Design of the support piers cannot have been straightforward, as they need to be strong enough to resist the complex loads applied to them (I'm not sure whether they are also designed for highway impact loads), but also flexible enough not to experience undue stress when the bridge experiences thermal expansion and contraction.

There is one feature of the bridge design that I certainly can't commend. The sun screens are a welcome feature, but with an unintended side effect, which can be seen in the first video below.


There's a pronounced light flicker which can be clearly seen as you traverse the bridge. It's caused by the orientation and spacing of the screen slats, as can be seen in this second video.


If the slats were oriented the other way, or were angled or spaced differently, the flicker would be reduced or eliminated (although obviously it will vary anyway according to the direction and elevation of the sun).

I think most bridge users will hardly notice, but I can easily see it being a significant issue for people with photosensitive epilepsy, or visually dependent vertigo. As a bridge designer, it's yet another thing to add to my list of things to consider for accessible design. Many designers seem to think that just providing a shallow gradient is enough to accommodate disabled or less able bridge users, but of course disability takes many different forms.

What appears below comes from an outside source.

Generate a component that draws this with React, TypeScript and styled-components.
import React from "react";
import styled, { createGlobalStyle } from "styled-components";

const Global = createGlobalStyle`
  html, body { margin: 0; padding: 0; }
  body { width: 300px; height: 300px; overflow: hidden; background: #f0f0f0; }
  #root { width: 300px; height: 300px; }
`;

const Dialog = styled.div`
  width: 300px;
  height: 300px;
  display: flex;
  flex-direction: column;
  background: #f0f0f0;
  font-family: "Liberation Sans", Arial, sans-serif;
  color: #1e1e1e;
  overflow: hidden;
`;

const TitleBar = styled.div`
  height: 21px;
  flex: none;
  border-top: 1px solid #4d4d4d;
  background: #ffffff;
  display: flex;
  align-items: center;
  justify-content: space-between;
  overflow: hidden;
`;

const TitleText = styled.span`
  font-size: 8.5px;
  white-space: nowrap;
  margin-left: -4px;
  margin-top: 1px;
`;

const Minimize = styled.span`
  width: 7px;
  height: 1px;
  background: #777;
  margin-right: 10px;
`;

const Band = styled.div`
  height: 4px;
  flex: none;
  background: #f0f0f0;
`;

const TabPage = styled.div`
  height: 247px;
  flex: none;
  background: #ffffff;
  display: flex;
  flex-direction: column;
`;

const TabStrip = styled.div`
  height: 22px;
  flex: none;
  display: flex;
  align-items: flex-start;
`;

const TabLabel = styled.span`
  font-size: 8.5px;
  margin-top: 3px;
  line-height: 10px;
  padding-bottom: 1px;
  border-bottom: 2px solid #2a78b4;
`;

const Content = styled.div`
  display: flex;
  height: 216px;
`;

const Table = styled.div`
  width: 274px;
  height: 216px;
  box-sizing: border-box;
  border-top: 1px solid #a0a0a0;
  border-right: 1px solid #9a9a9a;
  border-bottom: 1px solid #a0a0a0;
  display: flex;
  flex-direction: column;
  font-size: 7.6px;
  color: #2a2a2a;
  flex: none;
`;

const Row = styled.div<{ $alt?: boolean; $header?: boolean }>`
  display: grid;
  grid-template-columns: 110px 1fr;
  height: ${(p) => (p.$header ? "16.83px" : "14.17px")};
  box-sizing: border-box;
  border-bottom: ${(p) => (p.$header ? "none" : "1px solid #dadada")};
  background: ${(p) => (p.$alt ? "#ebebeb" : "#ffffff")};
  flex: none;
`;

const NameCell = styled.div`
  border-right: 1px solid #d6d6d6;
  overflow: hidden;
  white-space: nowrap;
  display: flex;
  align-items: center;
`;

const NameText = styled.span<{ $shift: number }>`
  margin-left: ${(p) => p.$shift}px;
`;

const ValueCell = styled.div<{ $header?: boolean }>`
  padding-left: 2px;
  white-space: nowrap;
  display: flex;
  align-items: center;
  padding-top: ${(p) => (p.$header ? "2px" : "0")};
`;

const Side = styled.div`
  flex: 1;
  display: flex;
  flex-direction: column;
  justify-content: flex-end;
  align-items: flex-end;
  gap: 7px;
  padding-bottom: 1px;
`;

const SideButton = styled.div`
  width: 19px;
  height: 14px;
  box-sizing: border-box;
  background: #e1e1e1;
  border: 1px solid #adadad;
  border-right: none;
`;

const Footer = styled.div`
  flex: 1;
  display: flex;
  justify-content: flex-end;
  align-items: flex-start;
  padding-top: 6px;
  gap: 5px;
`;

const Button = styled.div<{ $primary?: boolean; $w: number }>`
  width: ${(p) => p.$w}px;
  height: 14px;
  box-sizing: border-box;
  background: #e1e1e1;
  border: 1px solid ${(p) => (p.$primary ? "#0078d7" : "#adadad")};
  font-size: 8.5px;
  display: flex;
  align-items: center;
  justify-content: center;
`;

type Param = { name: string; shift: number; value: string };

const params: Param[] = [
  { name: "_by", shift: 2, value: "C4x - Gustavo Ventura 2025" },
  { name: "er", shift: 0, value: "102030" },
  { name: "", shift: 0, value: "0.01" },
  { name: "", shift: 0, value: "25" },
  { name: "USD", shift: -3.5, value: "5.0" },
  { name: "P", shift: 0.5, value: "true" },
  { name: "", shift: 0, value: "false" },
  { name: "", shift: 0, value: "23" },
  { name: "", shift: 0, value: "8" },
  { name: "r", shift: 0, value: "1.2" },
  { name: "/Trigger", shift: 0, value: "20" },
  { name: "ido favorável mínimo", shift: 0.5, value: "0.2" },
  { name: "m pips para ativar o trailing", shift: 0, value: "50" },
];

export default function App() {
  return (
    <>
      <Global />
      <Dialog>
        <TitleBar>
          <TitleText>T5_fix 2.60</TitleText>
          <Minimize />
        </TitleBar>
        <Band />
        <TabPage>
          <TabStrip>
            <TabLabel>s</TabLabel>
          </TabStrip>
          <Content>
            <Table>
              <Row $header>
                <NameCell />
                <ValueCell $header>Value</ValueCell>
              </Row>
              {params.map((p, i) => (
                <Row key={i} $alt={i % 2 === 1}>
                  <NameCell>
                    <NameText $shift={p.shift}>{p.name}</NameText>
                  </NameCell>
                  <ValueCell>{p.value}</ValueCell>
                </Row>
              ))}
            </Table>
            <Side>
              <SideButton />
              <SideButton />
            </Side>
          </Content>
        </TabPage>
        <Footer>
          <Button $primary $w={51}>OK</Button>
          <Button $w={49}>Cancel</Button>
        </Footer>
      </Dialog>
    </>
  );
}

Another aspect which detracts from the general high quality of the bridge is the parapets, which have over-sized handrails (again, not good from an accessibility point of view), and inadequate detailing at the expansion joints. As you can see in the photo, there appears to be some kind of painted duct tape over the sleeved top rail, and an intermediate element has been damaged due to poor alignment.

On the whole, however, the Paloma Footbridge is a bold, carefully considered design. Trussed footbridges are often the least-cost, most mundane solution to crossing a motorway, but nothing could be further from the truth in this case.